It enables us to give names to objects around us, ones as near as a tree outside the window or as distant as the faintest star.

It can provide comfort in moments of desolation, encouragement in times of fear, an essential tool for cooperation when the collective welfare is at risk.

What the English language cannot do — at least what I cannot seem to find a way to make it do — is supply words adequate to describe the sort of two-legged beast that finds satisfaction in savaging beauty or destroying reminders of the cultural past.

Oh, some terms do come to mind, but they are of a crudity unsuitable for use in the public print.

One recent morning, residents of the city of Liberty woke to find that, during the night, a great deal of wanton damage had been visited on a local cemetery.

More than 170 headstones throughout the burial grounds had been pushed over, and many — some dating back almost two centuries — broken. Early estimates put the cost of restoration at $100,000 to $500,000.

No motive for the ruin could be known. So what name do you put to the sort of individual or gang that would get enjoyment from such a rampage?

“Vandal” doesn’t quite work. It’s too cerebral.

Neither does “barbarian,” which can imply a human who has not had the benefit of exposure to civilization’s influences, but who is not necessarily malicious.

The terms “punk” and “scum” and “trash” come a little closer to suggesting the offending type. But those are borrowed from the vernacular, and lack both intensity and specificity.

I can see the culprits quite plainly in my mind’s eye.

They are weak-featured, disheveled, loudmouthed and stupefied by drink or crazed on dope. They smell bad, communicate in sneers and grunts, and, if young, are disgusting even to the hopeless parents who spawned them.

Seeing them, however, does not enable me to name them.

What’s likely — I would almost say certain — is that, besides being not very bright, they probably are braggarts.

Sooner or later, and one hopes sooner, they will find it necessary to crow a bit about this thing they’ve done.
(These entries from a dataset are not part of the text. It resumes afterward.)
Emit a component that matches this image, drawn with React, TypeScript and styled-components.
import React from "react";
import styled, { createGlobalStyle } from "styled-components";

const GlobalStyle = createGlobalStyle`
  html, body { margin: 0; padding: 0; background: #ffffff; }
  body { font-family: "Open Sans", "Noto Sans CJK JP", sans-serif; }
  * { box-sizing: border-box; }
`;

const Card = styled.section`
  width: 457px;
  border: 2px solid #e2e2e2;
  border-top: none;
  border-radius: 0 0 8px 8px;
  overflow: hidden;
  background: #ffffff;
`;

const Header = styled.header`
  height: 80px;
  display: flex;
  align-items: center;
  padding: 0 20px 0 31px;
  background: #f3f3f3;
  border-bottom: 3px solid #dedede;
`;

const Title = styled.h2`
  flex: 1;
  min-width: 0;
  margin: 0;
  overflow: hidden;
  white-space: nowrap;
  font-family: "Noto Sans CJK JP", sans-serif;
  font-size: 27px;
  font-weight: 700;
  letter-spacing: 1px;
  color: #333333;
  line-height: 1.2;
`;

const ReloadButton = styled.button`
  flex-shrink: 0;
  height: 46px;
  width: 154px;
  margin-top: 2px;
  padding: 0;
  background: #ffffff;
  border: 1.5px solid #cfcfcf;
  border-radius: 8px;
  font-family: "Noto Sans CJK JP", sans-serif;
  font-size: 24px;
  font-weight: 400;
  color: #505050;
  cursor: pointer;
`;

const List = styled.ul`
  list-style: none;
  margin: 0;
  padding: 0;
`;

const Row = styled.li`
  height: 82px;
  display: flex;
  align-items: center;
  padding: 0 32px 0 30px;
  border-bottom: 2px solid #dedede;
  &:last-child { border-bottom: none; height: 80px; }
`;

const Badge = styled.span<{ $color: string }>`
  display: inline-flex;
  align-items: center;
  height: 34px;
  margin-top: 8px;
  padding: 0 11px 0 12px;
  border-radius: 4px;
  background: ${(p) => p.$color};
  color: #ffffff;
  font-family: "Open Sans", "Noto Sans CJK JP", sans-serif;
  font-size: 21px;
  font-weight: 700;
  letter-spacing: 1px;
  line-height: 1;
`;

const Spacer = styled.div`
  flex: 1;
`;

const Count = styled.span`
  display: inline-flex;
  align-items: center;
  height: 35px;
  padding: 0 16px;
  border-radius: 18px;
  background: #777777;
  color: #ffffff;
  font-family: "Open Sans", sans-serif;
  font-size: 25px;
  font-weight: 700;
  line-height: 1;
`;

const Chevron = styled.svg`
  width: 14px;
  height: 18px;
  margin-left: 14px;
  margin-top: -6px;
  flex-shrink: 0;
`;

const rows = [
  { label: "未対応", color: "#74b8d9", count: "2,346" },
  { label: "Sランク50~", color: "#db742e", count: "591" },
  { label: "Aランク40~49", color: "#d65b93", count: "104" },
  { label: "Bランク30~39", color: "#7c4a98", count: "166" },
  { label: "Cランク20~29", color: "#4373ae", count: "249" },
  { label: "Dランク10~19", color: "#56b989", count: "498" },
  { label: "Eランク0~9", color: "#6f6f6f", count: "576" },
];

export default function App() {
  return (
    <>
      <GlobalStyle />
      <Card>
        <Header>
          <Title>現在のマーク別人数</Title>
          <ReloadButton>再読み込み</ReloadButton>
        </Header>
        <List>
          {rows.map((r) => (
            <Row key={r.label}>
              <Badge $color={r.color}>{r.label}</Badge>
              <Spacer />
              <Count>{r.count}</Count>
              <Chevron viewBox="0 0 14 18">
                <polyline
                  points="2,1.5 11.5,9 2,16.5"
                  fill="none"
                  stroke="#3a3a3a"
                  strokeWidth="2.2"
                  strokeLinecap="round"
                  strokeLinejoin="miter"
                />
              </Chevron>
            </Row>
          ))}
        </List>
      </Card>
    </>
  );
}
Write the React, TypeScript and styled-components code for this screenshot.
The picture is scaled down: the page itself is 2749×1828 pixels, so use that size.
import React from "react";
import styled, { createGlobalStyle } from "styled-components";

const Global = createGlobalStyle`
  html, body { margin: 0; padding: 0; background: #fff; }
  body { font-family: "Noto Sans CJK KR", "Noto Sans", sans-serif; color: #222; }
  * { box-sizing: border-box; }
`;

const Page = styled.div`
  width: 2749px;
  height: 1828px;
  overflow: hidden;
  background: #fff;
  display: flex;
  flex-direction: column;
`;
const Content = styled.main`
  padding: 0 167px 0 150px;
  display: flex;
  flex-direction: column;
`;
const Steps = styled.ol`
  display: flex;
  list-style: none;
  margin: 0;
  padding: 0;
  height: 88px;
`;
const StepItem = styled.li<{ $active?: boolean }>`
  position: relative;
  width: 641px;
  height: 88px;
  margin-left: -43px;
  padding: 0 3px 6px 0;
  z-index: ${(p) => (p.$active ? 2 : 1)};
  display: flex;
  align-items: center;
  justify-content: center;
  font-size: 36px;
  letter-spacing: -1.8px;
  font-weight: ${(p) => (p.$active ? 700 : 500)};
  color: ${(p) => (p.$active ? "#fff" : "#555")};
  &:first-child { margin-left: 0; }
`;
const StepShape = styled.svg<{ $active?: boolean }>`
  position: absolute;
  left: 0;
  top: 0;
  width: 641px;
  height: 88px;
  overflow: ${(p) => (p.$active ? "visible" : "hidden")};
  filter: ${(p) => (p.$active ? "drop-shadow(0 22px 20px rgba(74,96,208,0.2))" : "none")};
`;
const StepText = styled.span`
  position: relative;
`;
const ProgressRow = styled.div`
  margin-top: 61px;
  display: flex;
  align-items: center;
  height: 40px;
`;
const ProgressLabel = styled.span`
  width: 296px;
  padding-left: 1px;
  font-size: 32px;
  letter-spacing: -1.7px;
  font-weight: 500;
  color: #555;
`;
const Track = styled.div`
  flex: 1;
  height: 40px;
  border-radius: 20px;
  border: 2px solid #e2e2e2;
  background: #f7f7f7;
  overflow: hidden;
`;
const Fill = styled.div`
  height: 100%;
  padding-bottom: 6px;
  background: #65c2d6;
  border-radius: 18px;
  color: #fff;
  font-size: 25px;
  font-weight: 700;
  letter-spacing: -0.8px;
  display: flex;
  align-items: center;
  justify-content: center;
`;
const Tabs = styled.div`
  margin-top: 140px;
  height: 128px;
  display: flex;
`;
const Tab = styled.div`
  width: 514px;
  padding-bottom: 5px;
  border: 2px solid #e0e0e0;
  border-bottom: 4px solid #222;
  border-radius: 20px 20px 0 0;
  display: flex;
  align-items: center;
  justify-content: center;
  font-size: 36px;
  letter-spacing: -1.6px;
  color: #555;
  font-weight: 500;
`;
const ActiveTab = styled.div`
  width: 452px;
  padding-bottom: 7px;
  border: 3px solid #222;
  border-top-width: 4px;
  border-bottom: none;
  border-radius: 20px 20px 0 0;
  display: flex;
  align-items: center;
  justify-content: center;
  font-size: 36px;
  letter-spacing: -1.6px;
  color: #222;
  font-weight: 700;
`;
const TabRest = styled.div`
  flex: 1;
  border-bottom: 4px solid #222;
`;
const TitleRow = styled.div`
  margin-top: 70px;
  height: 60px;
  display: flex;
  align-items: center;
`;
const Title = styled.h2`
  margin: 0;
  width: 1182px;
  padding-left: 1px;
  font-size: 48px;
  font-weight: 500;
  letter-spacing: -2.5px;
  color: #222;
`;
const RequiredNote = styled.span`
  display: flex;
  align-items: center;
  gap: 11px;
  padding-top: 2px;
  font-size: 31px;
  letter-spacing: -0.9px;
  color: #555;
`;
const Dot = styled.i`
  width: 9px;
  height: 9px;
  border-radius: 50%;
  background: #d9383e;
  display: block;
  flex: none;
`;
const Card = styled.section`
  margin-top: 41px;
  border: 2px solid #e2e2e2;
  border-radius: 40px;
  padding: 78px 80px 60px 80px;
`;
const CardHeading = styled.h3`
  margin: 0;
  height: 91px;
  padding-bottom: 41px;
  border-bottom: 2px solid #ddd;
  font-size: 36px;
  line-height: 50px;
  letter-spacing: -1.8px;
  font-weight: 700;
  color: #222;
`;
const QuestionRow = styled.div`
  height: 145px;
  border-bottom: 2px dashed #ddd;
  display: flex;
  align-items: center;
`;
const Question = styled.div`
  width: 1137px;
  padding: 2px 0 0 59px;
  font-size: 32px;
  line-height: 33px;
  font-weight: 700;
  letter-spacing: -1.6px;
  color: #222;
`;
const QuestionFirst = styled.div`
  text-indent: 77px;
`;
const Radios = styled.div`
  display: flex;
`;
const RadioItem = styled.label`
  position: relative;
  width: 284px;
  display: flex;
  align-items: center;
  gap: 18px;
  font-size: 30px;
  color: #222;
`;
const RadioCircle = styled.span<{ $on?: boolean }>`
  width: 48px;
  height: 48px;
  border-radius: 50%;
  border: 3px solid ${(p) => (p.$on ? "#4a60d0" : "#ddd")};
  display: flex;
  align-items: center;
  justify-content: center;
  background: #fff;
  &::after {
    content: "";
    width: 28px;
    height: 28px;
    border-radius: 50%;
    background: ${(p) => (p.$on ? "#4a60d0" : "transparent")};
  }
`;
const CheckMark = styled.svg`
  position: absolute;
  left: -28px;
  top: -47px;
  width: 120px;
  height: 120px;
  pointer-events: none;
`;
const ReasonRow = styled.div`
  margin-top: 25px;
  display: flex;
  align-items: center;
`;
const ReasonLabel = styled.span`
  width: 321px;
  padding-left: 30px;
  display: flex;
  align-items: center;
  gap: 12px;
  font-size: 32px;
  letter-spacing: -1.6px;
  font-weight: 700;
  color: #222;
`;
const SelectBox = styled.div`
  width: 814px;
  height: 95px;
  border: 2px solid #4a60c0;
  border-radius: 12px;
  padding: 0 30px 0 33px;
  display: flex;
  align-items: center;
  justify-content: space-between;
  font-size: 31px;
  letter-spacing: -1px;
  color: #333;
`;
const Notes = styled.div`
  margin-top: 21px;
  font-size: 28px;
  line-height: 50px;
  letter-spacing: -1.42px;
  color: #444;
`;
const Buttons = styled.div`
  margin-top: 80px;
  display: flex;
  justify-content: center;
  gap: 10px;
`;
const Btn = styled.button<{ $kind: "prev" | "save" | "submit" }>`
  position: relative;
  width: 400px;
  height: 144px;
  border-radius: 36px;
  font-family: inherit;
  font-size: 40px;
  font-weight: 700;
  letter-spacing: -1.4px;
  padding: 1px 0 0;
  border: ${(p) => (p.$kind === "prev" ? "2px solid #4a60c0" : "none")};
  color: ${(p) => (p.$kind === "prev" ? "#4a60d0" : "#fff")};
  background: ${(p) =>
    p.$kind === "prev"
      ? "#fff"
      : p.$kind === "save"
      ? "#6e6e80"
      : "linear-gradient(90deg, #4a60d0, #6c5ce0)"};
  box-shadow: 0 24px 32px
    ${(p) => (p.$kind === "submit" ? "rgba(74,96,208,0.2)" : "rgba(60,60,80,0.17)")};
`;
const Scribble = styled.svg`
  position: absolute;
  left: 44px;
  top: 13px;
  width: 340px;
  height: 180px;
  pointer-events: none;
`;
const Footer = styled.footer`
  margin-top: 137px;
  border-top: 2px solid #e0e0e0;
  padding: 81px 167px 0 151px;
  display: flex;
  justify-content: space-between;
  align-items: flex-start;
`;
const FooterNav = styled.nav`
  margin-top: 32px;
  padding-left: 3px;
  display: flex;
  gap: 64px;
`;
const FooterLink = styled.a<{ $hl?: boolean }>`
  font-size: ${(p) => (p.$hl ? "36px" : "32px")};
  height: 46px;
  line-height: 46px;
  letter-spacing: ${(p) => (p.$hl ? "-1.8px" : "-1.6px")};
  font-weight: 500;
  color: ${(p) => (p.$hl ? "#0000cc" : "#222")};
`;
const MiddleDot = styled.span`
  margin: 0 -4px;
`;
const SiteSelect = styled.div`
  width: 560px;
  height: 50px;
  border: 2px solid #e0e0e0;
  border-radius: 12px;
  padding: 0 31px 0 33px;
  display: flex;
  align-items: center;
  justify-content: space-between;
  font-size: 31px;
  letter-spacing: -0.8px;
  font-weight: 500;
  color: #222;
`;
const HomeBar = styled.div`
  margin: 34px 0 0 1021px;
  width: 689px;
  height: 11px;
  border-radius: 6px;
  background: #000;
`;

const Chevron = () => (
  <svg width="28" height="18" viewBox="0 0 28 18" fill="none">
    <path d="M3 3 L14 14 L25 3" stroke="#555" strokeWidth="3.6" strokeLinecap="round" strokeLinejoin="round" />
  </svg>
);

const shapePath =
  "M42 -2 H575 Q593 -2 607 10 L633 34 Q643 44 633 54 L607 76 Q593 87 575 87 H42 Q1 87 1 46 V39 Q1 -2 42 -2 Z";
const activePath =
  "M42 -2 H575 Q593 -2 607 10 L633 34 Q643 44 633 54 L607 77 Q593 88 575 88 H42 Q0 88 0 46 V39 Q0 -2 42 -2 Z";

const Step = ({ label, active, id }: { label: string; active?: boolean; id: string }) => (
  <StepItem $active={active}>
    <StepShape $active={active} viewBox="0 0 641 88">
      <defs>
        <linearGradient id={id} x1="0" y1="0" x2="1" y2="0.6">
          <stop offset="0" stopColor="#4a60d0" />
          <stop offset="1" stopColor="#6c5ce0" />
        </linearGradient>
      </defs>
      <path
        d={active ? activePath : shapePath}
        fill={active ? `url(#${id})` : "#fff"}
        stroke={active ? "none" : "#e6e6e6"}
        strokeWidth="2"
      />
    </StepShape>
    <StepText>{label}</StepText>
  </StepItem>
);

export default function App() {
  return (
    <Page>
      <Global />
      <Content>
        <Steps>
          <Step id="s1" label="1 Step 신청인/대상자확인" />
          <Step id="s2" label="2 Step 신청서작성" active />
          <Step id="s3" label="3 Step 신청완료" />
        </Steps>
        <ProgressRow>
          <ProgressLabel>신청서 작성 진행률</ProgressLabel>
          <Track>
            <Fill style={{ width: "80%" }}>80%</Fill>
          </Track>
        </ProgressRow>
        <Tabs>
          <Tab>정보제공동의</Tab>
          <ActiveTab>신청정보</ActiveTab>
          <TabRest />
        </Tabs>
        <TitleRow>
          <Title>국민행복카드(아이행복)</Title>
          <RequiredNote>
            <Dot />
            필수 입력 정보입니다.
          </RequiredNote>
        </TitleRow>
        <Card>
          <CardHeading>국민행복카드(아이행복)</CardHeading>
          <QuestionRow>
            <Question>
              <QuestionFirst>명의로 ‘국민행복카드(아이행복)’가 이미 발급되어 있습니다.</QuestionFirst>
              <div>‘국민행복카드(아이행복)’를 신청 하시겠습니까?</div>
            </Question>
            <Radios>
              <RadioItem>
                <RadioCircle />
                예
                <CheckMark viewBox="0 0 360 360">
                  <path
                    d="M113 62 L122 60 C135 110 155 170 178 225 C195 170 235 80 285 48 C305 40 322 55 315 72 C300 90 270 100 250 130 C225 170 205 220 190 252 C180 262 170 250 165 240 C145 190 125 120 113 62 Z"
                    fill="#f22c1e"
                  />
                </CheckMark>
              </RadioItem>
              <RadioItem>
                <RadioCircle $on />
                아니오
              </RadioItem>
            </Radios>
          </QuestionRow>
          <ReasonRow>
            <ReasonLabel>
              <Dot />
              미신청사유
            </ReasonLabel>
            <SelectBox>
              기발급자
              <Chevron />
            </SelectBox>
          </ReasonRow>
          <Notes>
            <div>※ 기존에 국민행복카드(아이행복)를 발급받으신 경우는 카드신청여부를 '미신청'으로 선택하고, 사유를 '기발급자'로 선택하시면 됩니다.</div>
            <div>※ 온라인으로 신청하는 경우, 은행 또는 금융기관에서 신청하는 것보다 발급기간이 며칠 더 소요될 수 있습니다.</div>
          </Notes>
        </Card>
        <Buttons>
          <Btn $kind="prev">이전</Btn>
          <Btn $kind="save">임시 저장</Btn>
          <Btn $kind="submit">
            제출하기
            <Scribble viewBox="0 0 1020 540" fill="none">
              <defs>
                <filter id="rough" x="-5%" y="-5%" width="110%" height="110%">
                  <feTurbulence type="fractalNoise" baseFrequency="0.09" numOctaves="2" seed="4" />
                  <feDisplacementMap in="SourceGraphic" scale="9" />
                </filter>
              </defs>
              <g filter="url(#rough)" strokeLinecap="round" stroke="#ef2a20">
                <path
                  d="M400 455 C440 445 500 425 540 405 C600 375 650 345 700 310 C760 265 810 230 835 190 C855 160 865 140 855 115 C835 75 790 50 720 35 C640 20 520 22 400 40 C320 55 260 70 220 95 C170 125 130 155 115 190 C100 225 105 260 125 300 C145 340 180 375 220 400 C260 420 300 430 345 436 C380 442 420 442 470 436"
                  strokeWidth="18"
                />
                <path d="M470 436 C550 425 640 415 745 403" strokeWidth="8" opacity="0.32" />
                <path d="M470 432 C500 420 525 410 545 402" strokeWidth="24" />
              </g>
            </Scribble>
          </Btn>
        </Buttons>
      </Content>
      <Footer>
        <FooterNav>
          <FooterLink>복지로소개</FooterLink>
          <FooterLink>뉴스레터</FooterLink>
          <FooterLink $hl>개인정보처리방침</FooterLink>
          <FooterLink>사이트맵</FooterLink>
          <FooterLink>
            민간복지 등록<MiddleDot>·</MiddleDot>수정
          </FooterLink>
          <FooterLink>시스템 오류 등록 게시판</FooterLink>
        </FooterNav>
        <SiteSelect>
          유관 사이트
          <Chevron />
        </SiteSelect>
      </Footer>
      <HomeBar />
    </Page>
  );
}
They’ll tell some scabrous pal of theirs. And that friend, also an oafish third-rater, will be so puffed up about being in on the secret that he, too, will have to share.

It’s what rats do. They rat.

The jig, as they say, will be up. The mug shots of the grave wreckers will appear on TV and in the newspaper. The wheels of justice will grind.

And I’ll be relieved then of my frustration with this slight inadequacy of language. I’ll know exactly what to call them.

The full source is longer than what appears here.